Sheremet, who wrote for the independent news website Ukrainska Pravda, was driving to the offices of the independent broadcaster Radio Vesti, where he also hosted a morning radio show, when the car he was driving exploded, Ukrainska Pravda and The New York Times reported. Ukrainian Prosecutor General Yuriy V. Lutsenko said that a car bomb had caused the explosion, according to press reports. Sheremet was a 1998 recipient of CPJ’s International Press Freedom Award.
“We honored Pavel Sheremet in 1998 with an International Press Freedom Award in recognition of his courage, his integrity, and his commitment to the highest ideals of journalism,” CPJ Executive Director Joel Simon said. “He upheld those standards through his years even as he mentored and inspired a generation of journalists in Ukraine. His killers cannot be allowed to get away with this terrible crime.”
In September 2000, Georgy Gongadze, then the editor of Ukrainska Pravda, was abducted and beheaded. The manner in which the investigation into his murder was conducted made many in Ukraine doubt its sincerity, CPJ reported at the time.
Ukrainian President Petro Poroshenko condemned Sheremet’s murder, requested that top law enforcement officials personally oversee the probe, and urged them to seek assistance from the FBI and other international law enforcement experts, according to a statement on the president’s website.
In his work for Ukrainska Pravda, Sheremet commented on political developments in Ukraine, Russia, and his native Belarus. He had recently written about Ukrainian volunteer battalion fighters’ joining criminal gangs after leaving the militias, petty corruption among police in Belarus, alleged corruption among Ukrainian government officials and police, and the work of Russian government propagandists.

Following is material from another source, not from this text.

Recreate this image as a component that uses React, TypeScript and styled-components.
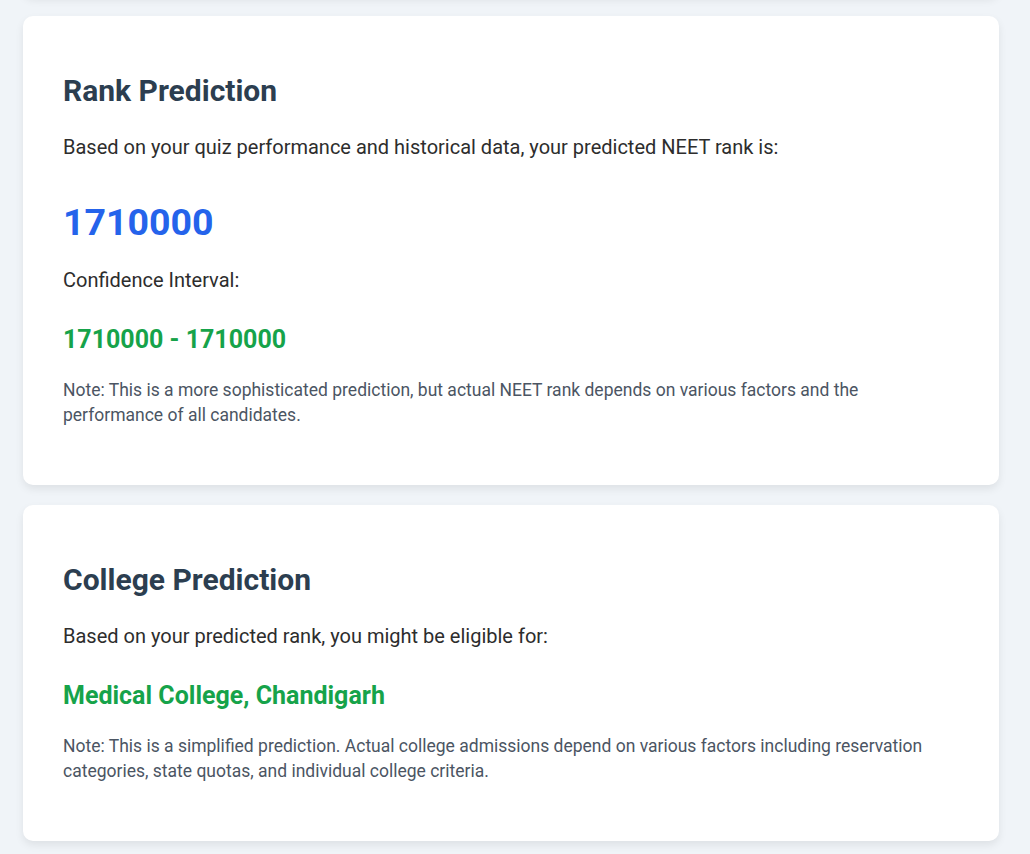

According to reports in the local and international press, investigators said that they were investigating Sheremet’s journalism as the primary motive in a case of premeditated murder. Authorities also said they were investigating the possibility that the killers had sought to kill Alena Pritula, owner and former editor of Ukrainska Pravda, whose car Sheremet was driving when he died, Ukrainska Pravda reported. Poroshenko ordered law enforcement agencies to place Pritula under protection, Ukrainska Pravda said.
Sheremet’s friends told journalists that he and Pritula had complained of being followed in Kiev. Sheremet told Reuters in October 2015 that he did not feel safe visiting Moscow, where had previously worked as a journalist.

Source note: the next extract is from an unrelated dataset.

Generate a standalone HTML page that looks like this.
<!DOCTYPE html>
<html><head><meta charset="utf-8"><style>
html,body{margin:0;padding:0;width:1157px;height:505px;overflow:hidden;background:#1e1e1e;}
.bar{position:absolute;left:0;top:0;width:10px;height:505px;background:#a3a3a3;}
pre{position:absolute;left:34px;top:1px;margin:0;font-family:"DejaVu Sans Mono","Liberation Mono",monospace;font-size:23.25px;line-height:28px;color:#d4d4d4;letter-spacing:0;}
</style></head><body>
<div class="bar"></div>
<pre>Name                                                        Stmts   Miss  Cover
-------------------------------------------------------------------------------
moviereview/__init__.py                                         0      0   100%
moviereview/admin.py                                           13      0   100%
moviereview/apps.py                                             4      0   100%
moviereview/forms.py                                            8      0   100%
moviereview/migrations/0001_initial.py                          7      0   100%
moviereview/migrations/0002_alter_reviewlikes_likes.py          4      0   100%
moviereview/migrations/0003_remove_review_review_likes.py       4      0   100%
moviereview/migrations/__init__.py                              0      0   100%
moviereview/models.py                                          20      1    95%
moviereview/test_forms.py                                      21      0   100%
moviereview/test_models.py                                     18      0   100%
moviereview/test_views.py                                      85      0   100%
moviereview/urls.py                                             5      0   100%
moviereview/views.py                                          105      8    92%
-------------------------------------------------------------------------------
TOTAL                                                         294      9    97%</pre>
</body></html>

“I’m threatened often and given hints. Every time I go to Moscow, it’s like I’m in a minefield,” he told the news agency.
Sheremet was originally from Belarus, where he edited independent newspaper Belarusskaya Delovaya Gazeta. He had also worked as a bureau chief for the now defunct Russian television station ORT, which was often critical of authorities. In 1997, Belarussian authorities jailed him for three months in connection to his reporting, and stripped him of his citizenship in 2010.